Il libro si chiude con un messaggio – oso dire una profezia – indirizzato ai fratelli e alle sorelle cristiane d’Occidente.

La blogger vede avanzare forme di persecuzione anche nel mondo occidentale. Una persecuzione più “soft” forse, ma non per questo meno insidiosa. Si tratta, in sintesi, della dittatura del relativismo denunciata da Benedetto XVI. È il tentativo di schiacciare ogni forma di opposizione all’agenda politicamente corretta dei “nuovi diritti”: guai a non omologarsi al pensiero dominante in tema di aborto, matrimoni gay, gender, eutanasia.

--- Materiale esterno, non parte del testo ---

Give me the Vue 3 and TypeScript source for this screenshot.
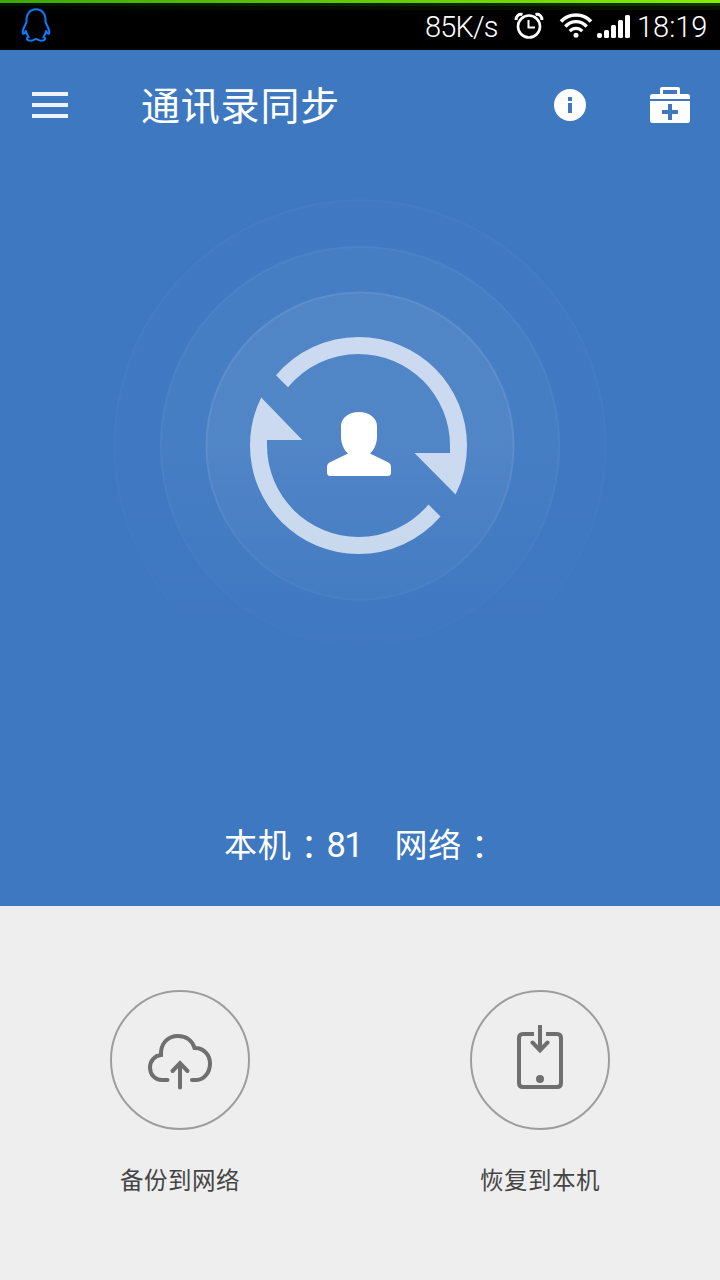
<script setup lang="ts">
interface Action {
  id: 'backup' | 'restore'
  label: string
}

const actions: Action[] = [
  { id: 'backup', label: '备份到网络' },
  { id: 'restore', label: '恢复到本机' },
]

const localCount = 81
</script>

<template>
  <div class="screen">
    <div class="statusbar">
      <svg class="penguin" width="30" height="34" viewBox="0 0 30 34">
        <path d="M5.500 13.500C5 6 9 1.200 15 1.200s10 4.800 9.500 12.300c.3 2 1.500 3.500 2.500 6c1.500 3.500 1.700 6 .8 6.300c-.9 .2-2-1.500-2.800-3.300c0 2.500-1 4.500-2.500 6.500c3 1.500 1.800 3.700-2.500 3.700c-2.500 0-3.500-1.700-5-1.700s-2.500 1.700-5 1.700c-4.300 0-5.500-2.200-2.500-3.700C6 27 5 25 5 22.500C4.200 24.300 3.100 26 2.200 25.800C1.300 25.500 1.500 23 3 19.500C4 17 5.200 15.500 5.500 13.500z" />
      </svg>
      <span class="speed">85K/s</span>
      <svg class="status-icons" width="117" height="28" viewBox="0 0 117 28">
        <g fill="none" stroke="#fff">
          <circle cx="15" cy="14.500" r="11" stroke-width="2.600" />
          <path d="M2 8C2 4 5 1.500 8.500 2.500M28 8C28 4 25 1.500 21.500 2.500" stroke-width="3" />
          <path d="M14.500 8v7.500h6.500" stroke-width="2" />
          <path d="M47 9.500C55 .8 69 .8 77 9.500" stroke-width="3.700" />
          <path d="M51.300 14.500C57.500 8 66.500 8 72.700 14.500" stroke-width="3.400" />
          <path d="M55.700 19.200C59.500 15.300 64.500 15.300 68.300 19.200" stroke-width="3.200" />
        </g>
        <g fill="#fff">
          <circle cx="62" cy="23.300" r="2.500" />
          <rect x="83" y="21" width="5" height="5" rx="2" />
          <rect x="90" y="18" width="5" height="8" rx="1.500" />
          <rect x="97" y="13" width="5" height="13" rx="1.500" />
          <rect x="104" y="8" width="5" height="18" rx="1.500" />
          <rect x="111" y="3" width="5" height="23" rx="1.500" />
        </g>
      </svg>
      <span class="time">18:19</span>
    </div>

    <main class="hero">
      <header class="toolbar">
        <div class="menu"><i /><i /><i /></div>
        <h1>通讯录同步</h1>
        <svg class="info" width="32" height="32" viewBox="0 0 32 32">
          <circle cx="16" cy="16" r="16" fill="#fff" />
          <path d="M14 8h4v4h-4zM14 14h4v10h-4z" fill="#3e78c1" />
        </svg>
        <svg class="kit" width="40" height="36" viewBox="0 0 40 36">
          <path d="M0 12V9.500Q0 7 2.500 7H10V2Q10 0 12 0H28Q30 0 30 2V7H37.500Q40 7 40 9.500V12zM13 3V7H27V3z" fill="#fff" fill-rule="evenodd" />
          <path d="M0 14H40V33.500Q40 36 37.500 36H2.500Q0 36 0 33.500zM18 17V23H12V27H18V33H22V27H28V23H22V17z" fill="#fff" fill-rule="evenodd" />
        </svg>
      </header>

      <svg class="sync" width="720" height="500" viewBox="0 196 720 500">
        <defs>
          <linearGradient id="fade" x1="0" y1="200" x2="0" y2="692" gradientUnits="userSpaceOnUse">
            <stop offset="0" stop-color="#fff" />
            <stop offset=".5" stop-color="#fff" />
            <stop offset=".82" stop-color="#fff" stop-opacity=".3" />
            <stop offset=".95" stop-color="#fff" stop-opacity="0" />
          </linearGradient>
          <linearGradient id="arrow" x1="0" y1="337" x2="0" y2="554" gradientUnits="userSpaceOnUse">
            <stop offset=".6" stop-color="#cbdaf0" />
            <stop offset="1" stop-color="#c8d9ed" />
          </linearGradient>
        </defs>
        <g fill="url(#fade)">
          <circle cx="360" cy="446" r="246.500" fill-opacity=".012" />
          <circle cx="360" cy="446" r="200" fill-opacity=".03" />
          <circle cx="360" cy="446" r="154.500" fill-opacity=".06" />
        </g>
        <g fill="none" stroke="url(#fade)" stroke-width="2">
          <circle cx="360" cy="446" r="245.500" stroke-opacity=".02" />
          <circle cx="360" cy="446" r="199" stroke-opacity=".035" />
          <circle cx="360" cy="446" r="153.500" stroke-opacity=".07" />
        </g>
        <g fill="url(#arrow)">
          <path d="M276 375.300A108.500 108.500 0 0 1 358.500 337A108.500 108.500 0 0 1 467 445.500A108.500 108.500 0 0 1 455.600 494.500L414.500 453H450V445.500A91.500 91.500 0 0 0 358.500 354A91.500 91.500 0 0 0 288 387.300z" />
          <path d="M440.500 516.500A108.500 108.500 0 0 1 358.500 554A108.500 108.500 0 0 1 250 445.500A108.500 108.500 0 0 1 261.200 397.500L302.300 440H267V445.500A91.500 91.500 0 0 0 358.500 537A91.500 91.500 0 0 0 428.500 504.500z" />
        </g>
        <path d="M341 426C341 418 349 412 359 412s18 6 18 14v10.500C377 444 374 450 370 453.500L388.500 462.500Q391 464 391 466.500V472.500Q391 476 387.500 476H330.500Q327 476 327 472.500V466.500Q327 464 329.500 462.500L348 453.500C344 450 341 444 341 436.500z" fill="#fff" />
      </svg>

      <div class="counts">
        <span>本机<b>：</b></span><span class="num">{{ localCount }}</span><span class="net">网络<b>：</b></span>
      </div>
    </main>

    <footer class="actions">
      <div v-for="action in actions" :key="action.id" class="action">
        <div class="disc">
          <svg v-if="action.id === 'backup'" width="70" height="70" viewBox="145 1025 70 70">
            <path d="M167.500 1080H162C155 1080 150 1074.500 150 1067.500C150 1060.500 155 1055.500 161 1055C160.500 1043 168 1036 178 1036C186.500 1036 192.500 1041 194.500 1048C203.500 1047.500 210 1055 210 1063.500C210 1073 203.500 1080 196.500 1080H192" />
            <path d="M180 1087.500V1063.500M172.500 1071L180 1063.200L187.500 1071" />
          </svg>
          <svg v-else width="70" height="70" viewBox="505 1025 70 70">
            <path class="butt" d="M534 1034H523Q519 1034 519 1038V1083Q519 1087 523 1087H557Q561 1087 561 1083V1038Q561 1034 557 1034H546" />
            <path d="M540 1026V1050M532.500 1042.500L540 1050.300L547.500 1042.500" />
            <circle cx="540" cy="1079" r="4" />
          </svg>
        </div>
        <span class="label">{{ action.label }}</span>
      </div>
    </footer>
  </div>
</template>

<style>
html,
body {
  margin: 0;
  overflow: hidden;
}
</style>

<style scoped>
.screen {
  width: 720px;
  height: 1280px;
  display: flex;
  flex-direction: column;
  background: #eee;
  font-family: 'Noto Sans CJK SC', sans-serif;
}
.statusbar {
  height: 50px;
  box-sizing: border-box;
  display: flex;
  align-items: flex-start;
  color: #fff;
  background:
    linear-gradient(90deg, #3ba80a, #84ee08) 0 0 / 100% 3px no-repeat,
    linear-gradient(90deg, #041200, #163300) 0 3px / 100% 3px no-repeat,
    linear-gradient(90deg, #020700, #091500) 0 6px / 100% 4px no-repeat,
    #000;
  font: 300 29px/34px Roboto, sans-serif;
}
.penguin {
  margin: 8px 0 0 21px;
  fill: none;
  stroke: #087cff;
  stroke-width: 2;
}
.speed {
  width: 89px;
  margin: 10px 0 0 374px;
  letter-spacing: -0.8px;
}
.status-icons {
  margin-top: 12px;
}
.time {
  margin: 10px 0 0 6px;
}
.hero {
  height: 856px;
  background: #3e78c1;
  color: #fff;
}
.toolbar {
  height: 110px;
  display: flex;
  align-items: center;
}
.menu {
  width: 36px;
  margin-left: 32px;
  display: grid;
  gap: 7px;
}
.menu i {
  height: 4px;
  background: #edf3fb;
}
h1 {
  width: 413px;
  margin: -4px 0 0 73px;
  font-size: 39px;
  line-height: 60px;
  font-weight: 400;
  letter-spacing: 0.8px;
}
.kit {
  margin-left: 64px;
}
.sync {
  display: block;
  margin-top: 36px;
}
.counts {
  display: flex;
  margin: 122px 0 0 224px;
  font-size: 33px;
  line-height: 50px;
  letter-spacing: 0.8px;
}
.counts b {
  display: inline-block;
  font-family: 'Noto Sans CJK JP', sans-serif;
  font-weight: 400;
  line-height: 1;
  transform: translate(1px, 2px);
}
.num {
  width: 68px;
  margin-left: 1px;
  font-family: Roboto, sans-serif;
  font-size: 34.5px;
  line-height: 54px;
  letter-spacing: -1.5px;
}
.actions {
  flex: 1;
  display: flex;
}
.action {
  width: 360px;
  padding-top: 84px;
  display: flex;
  flex-direction: column;
  align-items: center;
}
.disc {
  width: 140px;
  height: 140px;
  box-sizing: border-box;
  border: 2px solid #9d9d9d;
  border-radius: 50%;
  display: flex;
  justify-content: center;
  align-items: center;
}
.disc svg {
  fill: none;
  stroke: #6f6f6f;
  stroke-width: 4;
  stroke-linecap: round;
}
.disc .butt {
  stroke-linecap: butt;
}
.disc circle {
  fill: #6f6f6f;
  stroke: none;
}
.label {
  margin-top: 31px;
  color: #444;
  font-size: 23.5px;
  line-height: 36px;
  letter-spacing: 0.5px;
}
</style>
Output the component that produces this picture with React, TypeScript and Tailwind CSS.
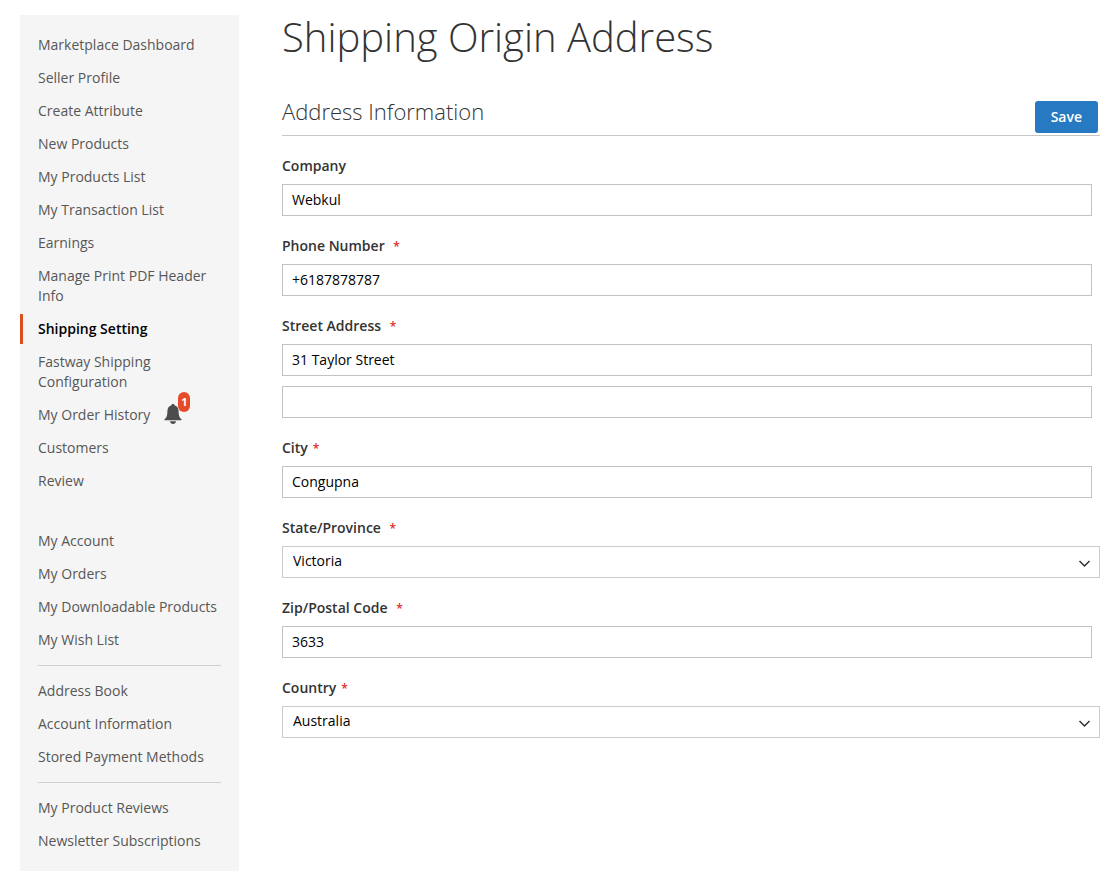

Molti segnali sono lì ad indicarlo: l’eccezione, la “comfort zone” dei cristiani occidentali sta per volgere al termine.

Ma ecco giungere da questa nostra sorella pakistana in Cristo un forte messaggio di speranza. Ci arriva attraverso la preghiera che sigilla le righe finali del suo scritto: «Perché sei morto per me, aiutami a vivere per te e, se necessario, a morire per te. Non lasciare che il mondo mi intimidisca. Aiutami a non vivere nel “politically correct”. Aiutami a essere forte, a non avere paura. Insegnami, Signore, a testimoniare sempre il Tuo Amore».

(1) In Pakistan, dove l’Islam è religione di stato, vige la cosiddetta legge antiblasfemia. Il codice penale pakistano punisce come reato punibile con la detenzione a vita o con la pena di morte la profanazione del Corano e gli insulti al Profeta Maometto. Anche se finora non ci sono stati giustiziati per blasfemia, sono numerose le persone imprigionate con accuse di questo genere. Resta il fatto, come si legge nel Rapporto sulla libertà religiosa curato da ACS (Aiuto alla Chiesa che Soffre), che «nella vita di ogni giorno la cosiddetta legge è spesso usata come uno strumento per perseguitare le minoranze religiose».